Use threshold/limit for incoming data

totifra opened this issue a year ago · comments

Hey there,

I am wondering how I could use the different threshold methods for new incoming data after fitting to a training dataset. In the current implementation each call of eval() re-computes the limit and re-sets the threshold (self.thresh_ = limit) hence I cannot use eval() for new incoming data. I could access self.thresh_ directly, but then I need to know how the normalization was done for the training data, but this information is not stored in the BaseThresholder.
Am I missing something? Or is my use case not covered by this package?

(Otherwise I just normalize the training data beforehand und reuse that normalizer for new incoming data. That might work)

Thanks in advance!
totifra

Daniel Kulik · Answer 1 · Tue May 09 2023 01:40:28 GMT+0800 (China Standard Time)

Hey @totifra thanks for the great question! I'll also update this answer to the FAQ in the docs.

So there are a few ways to threshold new incoming data with respect to the training dataset. My suggested method is that the outlier likelihood scores of the incoming data are computed with regards to the training data. This can be done with many of the outlier detection methods (e.g. using the decision_function function of a fitted PyOD model). It is important to note that not all outlier detection methods genuinely implement this functionality correctly so best to check. The threshold method can be independently called for both datasets with reasonable confidence that the new data is getting thresholded with respected to the training dataset simply based on the likelihood scores.
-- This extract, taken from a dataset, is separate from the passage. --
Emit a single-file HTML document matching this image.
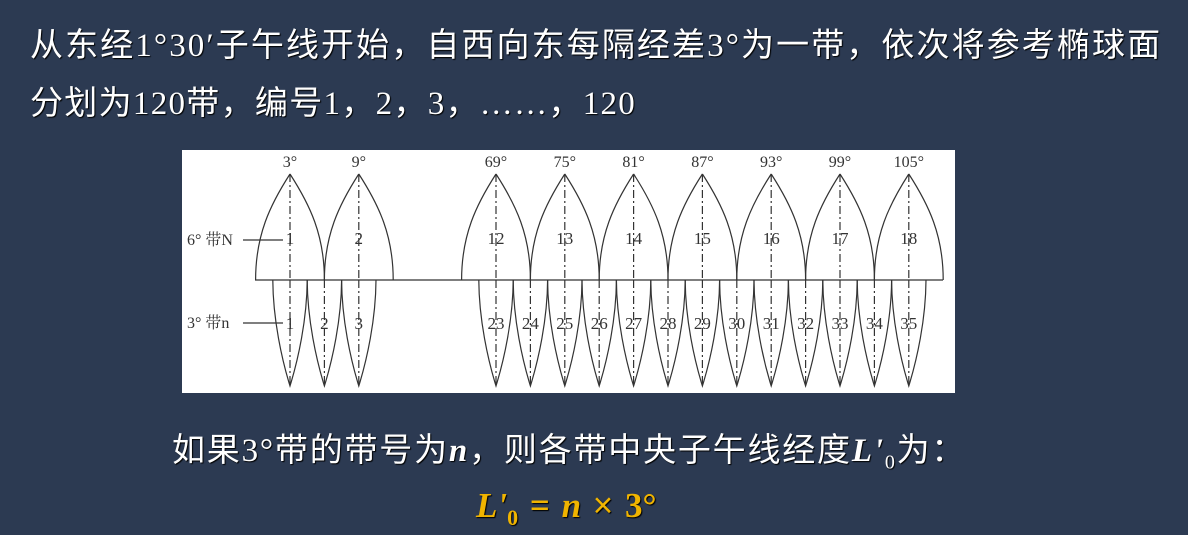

However, if this is not sufficient and you would like more control over the thresholding you can also try the above mentioned method with a few extra steps.

Fit an outlier detection model to a training dataset
MinMax normalize the likelihood scores (you are correct about this)
Evaluate the normalized likelihood scores with a thresholding method
Get the threshold point from the normalized scores using the fitted thresholder from the .thresh_ attribute as done in https://pythresh.readthedocs.io/en/latest/example.html
Apply the decision function of the fitted outlier detection method to the new incoming data and get the likelihood scores
Normalize the new likelihood scores with the fitted MinMax from the training dataset
Threshold these new scores using the thresh_ value that you obtained earlier like this: new_labels = cut(normalized_new_scores, thresh_value) where the function cut can be imported from pythresh.thresholds.thresh_utility

Note that if the training dataset was not meant to have outliers but rather serve as a reference or baseline for new incoming data the first mentioned method is probably the better option. If the datasets, training and new, both are suspected of having outliers and the data drift between the two datasets it small, the second option should work well.

Hope this helps and works for you ;)

Thomas · Answer 2 · Wed May 10 2023 14:02:22 GMT+0800 (China Standard Time)

Hey @KulikDM,

thanks for your quick and detailed response.

The threshold method can be independently called for both datasets with reasonable confidence that the new data is getting thresholded with respected to the training dataset simply based on the likelihood scores.

I haven't thought about it in that way. Makes totally sense! Thanks for enlighten me 😄! However, I think I have to stick to the second approach since usually I will receive only one new sample after the other instead of obtaining one dataset of several samples.

Thanks for your help!